# Tom Waits - Glitter & Doom from NPR



## Guest (Sep 28, 2010)

Glitter And Doom: Tom Waits In Concert : NPR

Awesome. I love it when artists let NPR tape and post shows like. If you subscribe to their podcast (NPR: Live Concerts from All Songs Considered Podcast) you can have an MP4 version for keeps.


----------



## six-string (Oct 7, 2009)

a lot of this show was officially released by Waits on his Glitter and Doom Live cd. 
but that was probably because it had been widely bootlegged anyway.
using NPR is a double edged sword.
gotta love Waits!


----------



## mrmatt1972 (Apr 3, 2008)

iaresee said:


> Glitter And Doom: Tom Waits In Concert : NPR
> 
> Awesome. I love it when artists let NPR tape and post shows like. If you subscribe to their podcast (NPR: Live Concerts from All Songs Considered Podcast) you can have an MP4 version for keeps.


thanks, you rock


----------



## Guest (Sep 28, 2010)

six-string said:


> a lot of this show was officially released by Waits on his Glitter and Doom Live cd.


Alot? I'm not sure how much of the G&D Live discs were culled from this Georgia show. Disc 1 came from 10 different cities but I don't see a break down b/c I own the iTunes version of it -- so no booklet. Does it say in the physical copy?

In any case, it's an end-to-end show, which is something rare enough for Waits to release.



> but that was probably because it had been widely bootlegged anyway.


I haven't heard anything other than the G&D Live official release that touches the quality of the NPR recording. It is pristine. Very awesome.



> using NPR is a double edged sword.
> gotta love Waits!


I do. And one of reasons is he's a big supporter of NPR. This was a gift to NPR and I'm pretty sure it was meant to be altruistic.
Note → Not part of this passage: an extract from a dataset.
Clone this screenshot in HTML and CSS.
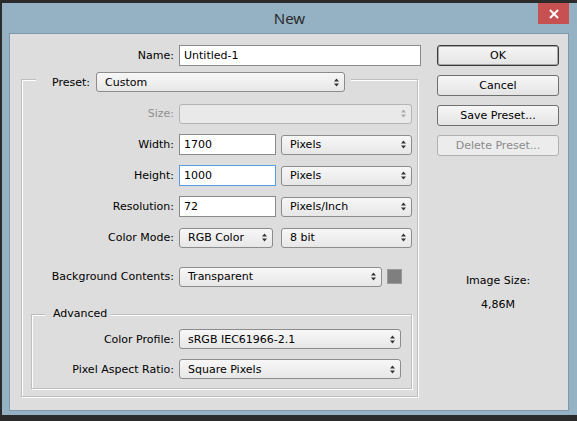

At least: that's what I'm going to believe because I hold him in high regard.


----------



## shoretyus (Jan 6, 2007)

+1+1+1+1+1...


----------



## six-string (Oct 7, 2009)

you misunderstood what i wrote.
my remarks were that the "show" of Glitter and Doom was officially released on the CD.
yes some of the tracks were from the Atlanta show. and some from other shows.
the bootlegs i was referring to were mostly of the Atlanta show as it came off the NPR website.
there are a lot of torrent sites that had that show up as soon as it was on NPR. 
Waits has a long history of doing radio shows in the USA and a lot of them circulate as boots.
i'm sure no artist who performs on radio or tv is not aware of the probability of piracy.
as for Waits. 
yes he is an admirable fellow. determined to maintain control of his artistic output and not see it abused for commercial purpose.
and willing to take considerable risks to follow his muse.


----------



## Guest (Sep 29, 2010)

six-string said:


> you misunderstood what i wrote.


Perhaps.



> my remarks were that the "show" of Glitter and Doom was officially released on the CD.
> yes some of the tracks were from the Atlanta show. and some from other shows.
> the bootlegs i was referring to were mostly of the Atlanta show as it came off the NPR website.
> there are a lot of torrent sites that had that show up as soon as it was on NPR.


Uh, you cannot bootleg what is given away for free.  The show is freely available as an mp4 download from NPR's podcast stream. Whether you get from NPR or a torrent site...no difference.


> Waits has a long history of doing radio shows in the USA and a lot of them circulate as boots.
> i'm sure no artist who performs on radio or tv is not aware of the probability of piracy.


Not pirated. It was provided as a download by NPR with Waits' blessing.


----------